If you think “glory” is missing from all this, consider what Cassius wrote to Cicero in 45 BC:

Consequently Pansa, who follows pleasure, keeps his hold on virtue, and those also whom you call pleasure-lovers are lovers of what is good and lovers of justice, and cultivate and keep all the virtues.

UPDATE1:  One thing I didn’t get into the main post is that this view of Justice seems to be precisely the OPPOSITE of the Stoic/Platonic view as stated by Cicero:

“There is in fact a true law – namely right reason – which is in accordance with nature, applies to all men, and is unchangeable and eternal. By its commands this law summons men to the performance of their duties. By its prohibitions, it restrains them from doing wrong. Its commands and prohibitions always influence good men, but are without effect upon the bad.

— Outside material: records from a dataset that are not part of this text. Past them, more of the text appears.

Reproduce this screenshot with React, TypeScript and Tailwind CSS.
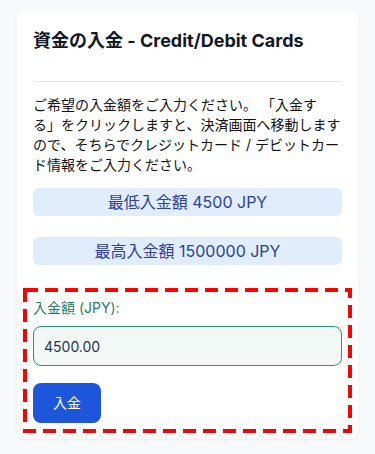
export default function App() {
  return (
    <div
      className="min-h-[454px] bg-[#f8f9fb] pt-[11px] px-[17px] pb-4"
      style={{ fontFamily: 'Inter, "Noto Sans CJK JP", sans-serif' }}
    >
      <div className="rounded-lg bg-white px-4 pt-4 pb-4 shadow-[0_1px_3px_rgba(0,0,0,0.06)]">
        <h2 className="text-lg leading-7 font-bold text-[#111827]">
          資金の入金 - Credit/Debit Cards
        </h2>
        <hr className="mt-[26px] border-t border-[#e5e7eb]" />
        <p className="mt-[13px] text-sm leading-5 text-[#111111] [text-spacing-trim:space-all]">
          ご希望の入金額をご入力ください。 「入金する」をクリックしますと、決済画面へ移動しますので、そちらでクレジットカード / デビットカード情報をご入力ください。
        </p>

        <div className="mt-[13px] flex flex-col gap-[21px]">
          <div className="rounded-md bg-[#e0edfd] py-0.5 text-center text-base leading-6 text-[#2f3d9c]">
            最低入金額 4500 JPY
          </div>
          <div className="rounded-md bg-[#e0edfd] py-0.5 text-center text-base leading-6 text-[#2f3d9c]">
            最高入金額 1500000 JPY
          </div>
        </div>

        <form
          className="relative -mx-[10px] -mb-[10px] mt-[23px] p-[10px]"
          onSubmit={(e) => e.preventDefault()}
        >
          {/* dashed highlight frame */}
          <svg className="pointer-events-none absolute inset-0 h-full w-full">
            <rect
              x="2"
              y="2"
              className="h-[calc(100%-4px)] w-[calc(100%-4px)]"
              fill="none"
              stroke="#ff0000"
              strokeWidth="4"
              strokeDasharray="13 7"
            />
          </svg>
          <label className="mb-2 block text-sm leading-5 text-[#1f7a68]">
            入金額 (JPY):
          </label>
          <input
            type="text"
            defaultValue="4500.00"
            className="block h-10 w-full rounded-lg border border-[#1e9e70] bg-[#f2f8f5] px-[10px] text-sm text-[#1e3550] outline-none"
          />
          <button
            type="submit"
            className="mt-[17px] h-10 rounded-lg bg-[#1d56db] px-5 text-sm text-white"
          >
            入金
          </button>
        </form>
      </div>
    </div>
  );
}
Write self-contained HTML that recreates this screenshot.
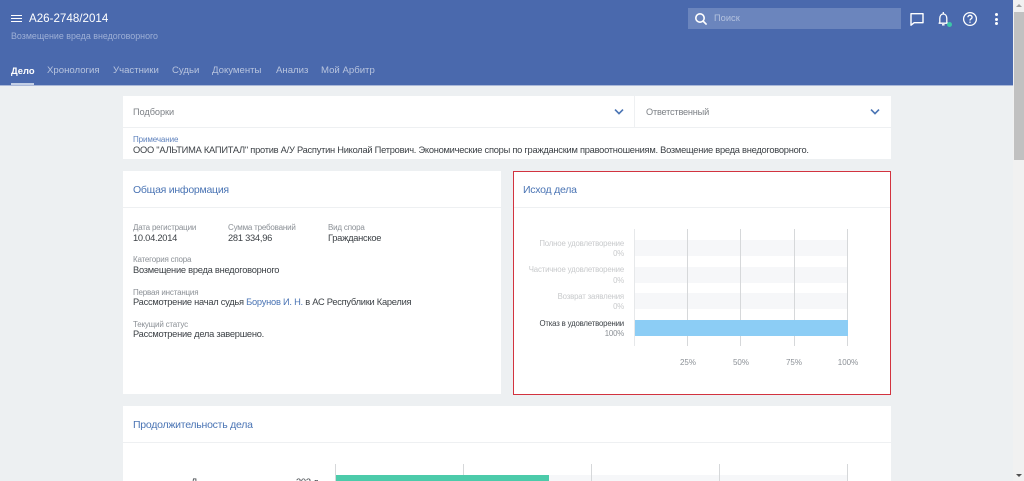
<!DOCTYPE html>
<html lang="ru"><head><meta charset="utf-8"><title>А26-2748/2014</title>
<style>
html,body{margin:0;padding:0;width:1024px;height:481px;overflow:hidden;background:#edf0f2;font-family:"Liberation Sans","Noto Sans CJK SC",sans-serif;color:#3c4146}
#w{position:absolute;left:0;top:0;width:1024px;height:481px;overflow:hidden}
.a{position:absolute;white-space:nowrap}
.box{position:absolute;background:#fff}
.h{font-size:10.5px;letter-spacing:-.25px;color:#4a74b4;line-height:14px}
.l{font-size:8px;letter-spacing:-.2px;color:#8b9096;line-height:10px}
.v{font-size:9.3px;letter-spacing:-.25px;color:#3c4146;line-height:12px}
.t{font-size:9.6px;color:#b8c4de;line-height:12px;top:65px}
.r{font-size:7.8px;letter-spacing:-.17px;line-height:10px;text-align:right;color:#c8cacc;width:200px;left:424px}
.g{position:absolute;width:1px;background:#d6d8da}
.s{position:absolute;left:635px;width:213px;height:16px;background:#f6f7f9}
.x{font-size:8px;color:#8b9096;line-height:10px;top:358px;width:40px;text-align:center}
</style></head><body><div id="w">
<div class="box" style="left:0;top:0;width:1013px;height:85px;background:#4a69ad"></div>
<div class="box" style="left:0;top:85px;width:1013px;height:1px;background:#aab8d8"></div>
<div class="box" style="left:11px;top:15px;width:11px;height:1px;background:#fff"></div>
<div class="box" style="left:11px;top:18px;width:11px;height:1px;background:#fff"></div>
<div class="box" style="left:11px;top:21px;width:11px;height:1px;background:#fff"></div>
<div class="a" style="left:29px;top:12px;font-size:11.6px;line-height:14px;color:#fff">А26-2748/2014</div>
<div class="a" style="left:11px;top:31px;font-size:8.9px;line-height:11px;color:#9eb0d6">Возмещение вреда внедоговорного</div>
<div class="a t" style="left:11px;color:#fff;font-weight:bold;font-size:9.4px">Дело</div>
<div class="box" style="left:11px;top:83px;width:23px;height:2px;background:#c3cfe6"></div>
<div class="a t" style="left:47px">Хронология</div>
<div class="a t" style="left:113px">Участники</div>
<div class="a t" style="left:172px">Судьи</div>
<div class="a t" style="left:212px">Документы</div>
<div class="a t" style="left:276px">Анализ</div>
<div class="a t" style="left:321px">Мой Арбитр</div>
<div class="box" style="left:688px;top:8px;width:213px;height:21px;background:#6b85bd"></div>
<svg class="a" style="left:693px;top:11px" width="16" height="16" viewBox="0 0 16 16" fill="none" stroke="#fff" stroke-width="1.6"><circle cx="7" cy="7" r="4.2"/><path d="M10 10l3.6 3.6"/></svg>
<div class="a" style="left:714px;top:13px;font-size:9.3px;line-height:11px;color:#b4c2de">Поиск</div>
<svg class="a" style="left:908px;top:10px" width="18" height="18" viewBox="0 0 18 18" fill="none" stroke="#fff" stroke-width="1.4"><path d="M3 3.7h12v9H6.2L3 15.2z" stroke-linejoin="round"/></svg>
<svg class="a" style="left:935px;top:10px" width="18" height="18" viewBox="0 0 18 18" fill="none" stroke="#fff" stroke-width="1.3"><path d="M3.6 13.2h9.4M4.8 13V8.4c0-2.6 1.4-4.4 3.5-4.4s3.5 1.8 3.5 4.4V13" /><path d="M8.3 2v2M7 14.8h2.6"/></svg>
<div class="box" style="left:947px;top:22px;width:5px;height:5px;border-radius:50%;background:#3cc6a8"></div>
<svg class="a" style="left:961px;top:10px" width="18" height="18" viewBox="0 0 18 18" fill="none" stroke="#fff" stroke-width="1.3"><circle cx="9" cy="9" r="6.4"/><path d="M6.9 7.3c0-1.2.9-2 2.1-2s2.1.8 2.1 1.9c0 1.5-2.1 1.6-2.1 3.3"/><path d="M9 11.6v1.2"/></svg>
<div class="box" style="left:995px;top:13px;width:3px;height:3px;border-radius:50%;background:#fff"></div>
<div class="box" style="left:995px;top:17.5px;width:3px;height:3px;border-radius:50%;background:#fff"></div>
<div class="box" style="left:995px;top:22px;width:3px;height:3px;border-radius:50%;background:#fff"></div>

<div class="box" style="left:123px;top:96px;width:768px;height:63px"></div>
<div class="box" style="left:123px;top:127px;width:768px;height:1px;background:#eef0f2"></div>
<div class="box" style="left:634px;top:96px;width:1px;height:31px;background:#eef0f2"></div>
<div class="a" style="left:133px;top:106px;font-size:9.2px;letter-spacing:-.05px;line-height:12px;color:#7d8186">Подборки</div>
<div class="a" style="left:646px;top:106px;font-size:9.2px;letter-spacing:-.2px;line-height:12px;color:#7d8186">Ответственный</div>
<svg class="a" style="left:613px;top:108px" width="12" height="8" viewBox="0 0 12 8" fill="none" stroke="#4a74b4" stroke-width="1.6"><path d="M2 1.6l4 4 4-4"/></svg>
<svg class="a" style="left:869px;top:108px" width="12" height="8" viewBox="0 0 12 8" fill="none" stroke="#4a74b4" stroke-width="1.6"><path d="M2 1.6l4 4 4-4"/></svg>
<div class="a" style="left:133px;top:135px;font-size:8px;letter-spacing:-.1px;line-height:10px;color:#5f82bd">Примечание</div>
<div class="a v" style="left:133px;top:144px">ООО "АЛЬТИМА КАПИТАЛ" против А/У Распутин Николай Петрович. Экономические споры по гражданским правоотношениям. Возмещение вреда внедоговорного.</div>

<div class="box" style="left:123px;top:171px;width:378px;height:223px"></div>
<div class="box" style="left:123px;top:207px;width:378px;height:1px;background:#eef0f2"></div>
<div class="a h" style="left:133px;top:183px">Общая информация</div>
<div class="a l" style="left:133px;top:223px">Дата регистрации</div>
<div class="a v" style="left:133px;top:232px">10.04.2014</div>
<div class="a l" style="left:228px;top:223px">Сумма требований</div>
<div class="a v" style="left:228px;top:232px">281 334,96</div>
<div class="a l" style="left:328px;top:223px">Вид спора</div>
<div class="a v" style="left:328px;top:232px">Гражданское</div>
<div class="a l" style="left:133px;top:255px">Категория спора</div>
<div class="a v" style="left:133px;top:264px">Возмещение вреда внедоговорного</div>
<div class="a l" style="left:133px;top:288px">Первая инстанция</div>
<div class="a v" style="left:133px;top:296px">Рассмотрение начал судья <span style="color:#4a74b4">Борунов И. Н.</span> в АС Республики Карелия</div>
<div class="a l" style="left:133px;top:320px">Текущий статус</div>
<div class="a v" style="left:133px;top:328px">Рассмотрение дела завершено.</div>

<div class="box" style="left:513px;top:171px;width:376px;height:222px;border:1px solid #d2333f"></div>
<div class="box" style="left:514px;top:207px;width:376px;height:1px;background:#eef0f2"></div>
<div class="a h" style="left:523px;top:183px">Исход дела</div>
<div class="s" style="top:240px"></div><div class="s" style="top:267px"></div><div class="s" style="top:293px"></div>
<div class="g" style="left:634px;top:229px;height:117px;background:#e6e8ea"></div>
<div class="g" style="left:687px;top:229px;height:117px"></div>
<div class="g" style="left:740px;top:229px;height:117px"></div>
<div class="g" style="left:794px;top:229px;height:117px"></div>
<div class="g" style="left:847px;top:229px;height:117px"></div>
<div class="box" style="left:635px;top:320px;width:213px;height:16px;background:#8ccdf5"></div>
<div class="a r" style="top:239px">Полное удовлетворение</div><div class="a r" style="top:249px">0%</div>
<div class="a r" style="top:265px">Частичное удовлетворение</div><div class="a r" style="top:276px">0%</div>
<div class="a r" style="top:292px">Возврат заявления</div><div class="a r" style="top:302px">0%</div>
<div class="a r" style="top:319px;color:#3c4146">Отказ в удовлетворении</div><div class="a r" style="top:329px;color:#8b9096">100%</div>
<div class="a x" style="left:668px">25%</div>
<div class="a x" style="left:721px">50%</div>
<div class="a x" style="left:774px">75%</div>
<div class="a x" style="left:828px">100%</div>

<div class="box" style="left:123px;top:406px;width:768px;height:75px"></div>
<div class="box" style="left:123px;top:442px;width:768px;height:1px;background:#eef0f2"></div>
<div class="a h" style="left:133px;top:418px">Продолжительность дела</div>
<div class="box" style="left:336px;top:475px;width:512px;height:6px;background:#f6f7f9"></div>
<div class="g" style="left:335px;top:464px;height:17px"></div>
<div class="g" style="left:463px;top:464px;height:17px"></div>
<div class="g" style="left:591px;top:464px;height:17px"></div>
<div class="g" style="left:719px;top:464px;height:17px"></div>
<div class="g" style="left:847px;top:464px;height:17px"></div>
<div class="box" style="left:336px;top:475px;width:213px;height:6px;background:#4ccbaa"></div>
<div class="a v" style="left:191px;top:476px">Д</div>
<div class="a v" style="left:296px;top:476px">303 д</div>

<div class="box" style="left:1013px;top:0;width:11px;height:481px;background:#f1f1f1"></div>
<div class="box" style="left:1014px;top:12px;width:10px;height:148px;background:#c1c1c1"></div>
<div class="box" style="left:1016px;top:4px;width:0;height:0;background:none;border-left:3px solid transparent;border-right:3px solid transparent;border-bottom:3px solid #a0a0a0"></div>
<div class="box" style="left:1016px;top:474px;width:0;height:0;background:none;border-left:3px solid transparent;border-right:3px solid transparent;border-top:3px solid #505050"></div>
</div></body></html>
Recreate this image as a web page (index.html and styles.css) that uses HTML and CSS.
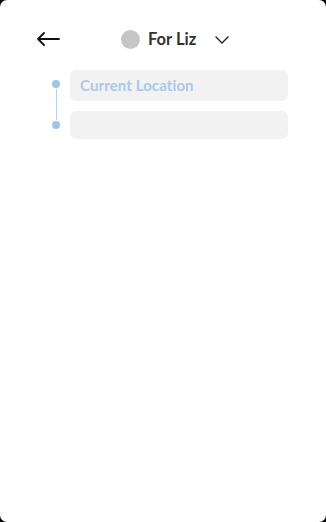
FILE: index.html
```html
<!DOCTYPE html>
<html>
<head>
<meta charset="utf-8">
<link rel="stylesheet" href="styles.css">
</head>
<body>
<div class="card">
  <header class="top">
    <button class="back" aria-label="Back">
      <svg width="24" height="14" viewBox="0 0 24 14"><path d="M23 7H2M8 1L2 7l6 6" fill="none" stroke="#111" stroke-width="1.8" stroke-linecap="round" stroke-linejoin="round"/></svg>
    </button>
    <div class="who">
      <span class="avatar"></span>
      <span class="name">For Liz</span>
      <svg class="chev" width="14" height="8" viewBox="0 0 14 8"><path d="M1 1l6 6 6-6" fill="none" stroke="#222" stroke-width="1.4" stroke-linecap="round" stroke-linejoin="round"/></svg>
    </div>
  </header>
  <div class="route">
    <div class="rail">
      <span class="dot"></span>
      <span class="line"></span>
      <span class="dot"></span>
    </div>
    <div class="fields">
      <div class="field first">Current Location</div>
      <div class="field second"></div>
    </div>
  </div>
</div>
</body>
</html>
```
FILE: styles.css
```css
html, body { margin: 0; padding: 0; background: #000; }
body { width: 326px; height: 522px; font-family: Lato, "Open Sans", sans-serif; }
.card {
  width: 326px; height: 522px; background: #fff; border-radius: 7px;
  overflow: hidden;
}
.top { display: flex; align-items: center; padding: 29px 0 0 36px; }
.back { border: 0; background: none; padding: 0; width: 24px; height: 14px; display: flex; }
.who { display: flex; align-items: center; margin-left: 61px; }
.avatar { width: 19px; height: 19px; border-radius: 50%; background: #c6c6c6; }
.name { margin-left: 8px; font-size: 16.5px; font-weight: 700; color: #333; }
.chev { margin-left: 19px; margin-top: 1px; }
.route { display: flex; margin-top: 21px; padding-left: 52px; }
.rail { width: 8px; display: flex; flex-direction: column; align-items: center; padding-top: 10px; }
.dot { width: 8px; height: 8px; border-radius: 50%; background: #9ec3ec; flex: none; }
.line { width: 1px; height: 31px; background: #b5d1f0; margin: 1px 0; }
.fields { margin-left: 10px; display: flex; flex-direction: column; gap: 10px; }
.field { width: 218px; background: #f2f2f2; border-radius: 6px; box-sizing: border-box; }
.first { height: 31px; padding-left: 10px; font-size: 15px; font-weight: 700; color: #a9c9ec; line-height: 31px; letter-spacing: 0.1px; }
.second { height: 28px; }
```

“To invalidate this law of human legislation is never morally right, nor is it permissible ever to restrict its operation, and to annul it is impossible. Neither the Senate nor the people can absolve us from our obligation to obey this law, and it requires no Sextus Aelms to expound and interpret it. It will not lay down one rule at Rome and another at Athens, nor will it be one rule today and another tomorrow.

“But there will be one law, eternal and unchangeable, binding at all times and upon all peoples; and there will be, as it were, one common master and ruler of mankind, namely God, who is the author of this law, its interpreter, and its sponsor. The man who will not obey it will abandon his better self, and, in denying the true nature of a man will thereby suffer the severest of penalties, though he has escaped all the other consequences which men call punishments.”


In much of this the contrast could not be starker – as if Cicero wrote it with Epicurus in mind to argue against him – it is the opposite of Epicurean views of justice!